Para a Confederação Nacional das Associações de Moradores, a conjuntura é explosiva: há diminuição de investimentos sociais, crise política e fiscal, criminalização dos movimentos e agenda de privatização, que coloca em risco direitos sociais.

Lideranças da ocupação Nova Palestina destacaram que a violência policial nos territórios periféricos piorou nos últimos meses, e que as comunidades muitas vezes não têm para quem denunciar as agressões. O discurso violento contra a esquerda e contra movimentos sociais está legitimando uma série de violências. “Estamos correndo risco de vida”, afirmou.

No encontro, o Observatório de Remoções apresentou dados atualizados sobre as remoções e ameaças de remoção.

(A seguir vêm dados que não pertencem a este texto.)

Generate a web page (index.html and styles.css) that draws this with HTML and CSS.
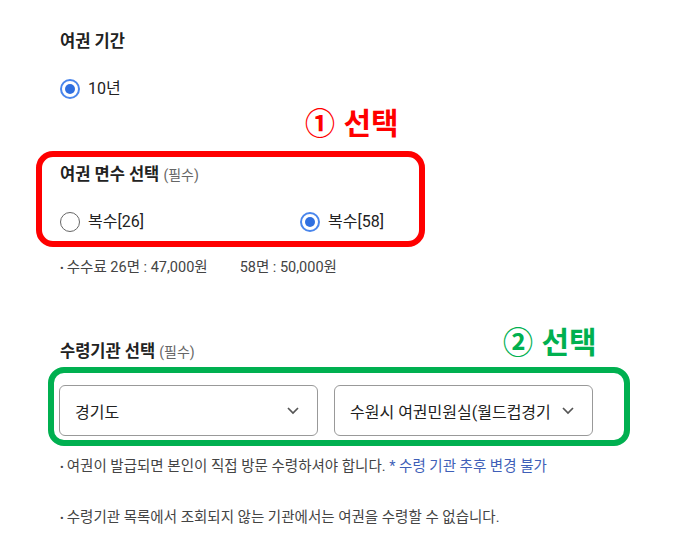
FILE: index.html
```html
<!DOCTYPE html>
<html lang="ko">
<head>
    <meta charset="UTF-8">
    <meta name="viewport" content="width=device-width, initial-scale=1.0">
    <title>여권 신청</title>
    <link rel="stylesheet" href="styles.css">
</head>
<body>
    <main class="form">
        <section class="field period">
            <h3>여권 기간</h3>
            <label class="radio"><span class="dot on"></span>10년</label>
        </section>

        <section class="field pages">
            <span class="note red">① 선택</span>
            <div class="mark red-box">
                <h3>여권 면수 선택 <small>(필수)</small></h3>
                <div class="choices">
                    <label class="radio"><span class="dot"></span>복수[26]</label>
                    <label class="radio"><span class="dot on"></span>복수[58]</label>
                </div>
            </div>
            <p class="tip">수수료 26면 : 47,000원<span class="gap"></span>58면 : 50,000원</p>
        </section>

        <section class="field office">
            <span class="note green">② 선택</span>
            <h3>수령기관 선택 <small>(필수)</small></h3>
            <div class="mark green-box">
                <div class="select">
                    <span>경기도</span>
                    <svg width="12" height="8" viewBox="0 0 12 8"><path d="M1 1l5 5 5-5" fill="none" stroke="#555" stroke-width="1.7"/></svg>
                </div>
                <div class="select">
                    <span>수원시 여권민원실(월드컵경기</span>
                    <svg width="12" height="8" viewBox="0 0 12 8"><path d="M1 1l5 5 5-5" fill="none" stroke="#555" stroke-width="1.7"/></svg>
                </div>
            </div>
            <p class="tip">여권이 발급되면 본인이 직접 방문 수령하셔야 합니다. <span class="blue">* 수령 기관 추후 변경 불가</span></p>
            <p class="tip last">수령기관 목록에서 조회되지 않는 기관에서는 여권을 수령할 수 없습니다.</p>
        </section>
    </main>
</body>
</html>
```

FILE: styles.css
```css
body {
    margin: 0;
    padding: 0;
    background: #fff;
    font-family: Roboto, "Noto Sans CJK KR", sans-serif;
    color: #222;
}

.form {
    padding: 30px 0 0 60px;
    width: 580px;
}

h3 {
    margin: 0;
    font-size: 16.5px;
    line-height: 24px;
    font-weight: 700;
    color: #222;
}

h3 small {
    font-size: 14px;
    font-weight: 400;
    color: #666;
}

.field {
    position: relative;
}

.period .radio {
    margin-top: 23px;
}

.radio {
    display: flex;
    align-items: center;
    gap: 8px;
    font-size: 16px;
    line-height: 24px;
    color: #222;
}

.dot {
    width: 20px;
    height: 20px;
    border: 1.5px solid #666;
    border-radius: 50%;
    box-sizing: border-box;
    display: flex;
    align-items: center;
    justify-content: center;
}

.dot.on {
    border: 2px solid #4a86ec;
}

.dot.on::after {
    content: "";
    width: 10px;
    height: 10px;
    border-radius: 50%;
    background: #2f6fe0;
}

.note {
    position: absolute;
    font-family: "Noto Sans CJK KR", sans-serif;
    font-size: 30px;
    line-height: 34px;
    font-weight: 700;
}

.note.red {
    color: #f00;
    left: 245px;
    top: 3px;
}

.note.green {
    color: #00b050;
    left: 443px;
    top: 43px;
}

.mark {
    border: 6px solid;
    border-radius: 17px;
}

.pages {
    padding-top: 50px;
}

.red-box {
    border-color: #f00;
    margin-left: -24px;
    width: 359px;
    height: 78px;
    padding: 6px 0 0 18px;
    box-sizing: content-box;
}

.choices {
    display: flex;
    margin-top: 23px;
}

.choices .radio:first-child {
    width: 240px;
}

.tip {
    margin: 0;
    font-size: 14.5px;
    line-height: 22px;
    color: #444;
}

.tip::before {
    content: "•";
    font-size: 11px;
    margin-right: 3px;
}

.pages .tip {
    margin-top: 10px;
}

.gap {
    display: inline-block;
    width: 32px;
}

.office {
    padding-top: 60px;
}

.green-box {
    border-color: #00b050;
    margin: 3px 0 0 -12px;
    width: 565px;
    padding: 12px 0 4px 5px;
    display: flex;
    gap: 16px;
    border-radius: 16px;
}

.select {
    width: 259px;
    height: 51px;
    border: 1px solid #999;
    border-radius: 6px;
    box-sizing: border-box;
    display: flex;
    align-items: center;
    justify-content: space-between;
    padding: 0 18px 0 15px;
    font-size: 16px;
    color: #222;
}

.office .tip {
    margin-top: 10px;
}

.office .tip.last {
    margin-top: 28px;
}

.blue {
    color: #3f5fb8;
}
```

Ocupação Nova Palestina Foto: LabCidade

A comissária Esmeralda Arosemena destacou o sentimento de comunidade que percebeu durante a visita. Bem como a fortaleza das mulheres que conheceu, exaltou a importância de que continuem exigindo seu direito à moradia adequada. Ela destaca o papel da comissão de relatar as violações de direitos humanos ao Estado Brasileiro e a organizações multilaterais. Todos os relatos serão transmitidos a partir de um relatório da comissão. Arosemena ressaltou a importância de adotar medidas cautelares, que podem ser solicitadas à comissão, em situações de extrema urgência, onde houver risco para as pessoas.

Após o encerramento da visita da comissão ao Brasil, será elaborado um relatório preliminar sobre vulnerabilidade e exclusão no país e, num segundo momento, será realizada uma análise mais completa, de onde sairão recomendações ao Estado Brasileiro, além de um informe completo, com casos específicos que ilustram as violações de direitos humanos observadas durante a visita.

A CIDH está aberta para receber materiais que ajudem a aprofundar a questão e a subsidiar os trabalhos. A comissão também informou que a REDESCA funciona como um observatório sobre direitos fundamentais, e que o órgão está acompanhando casos de violações de direitos no Brasil.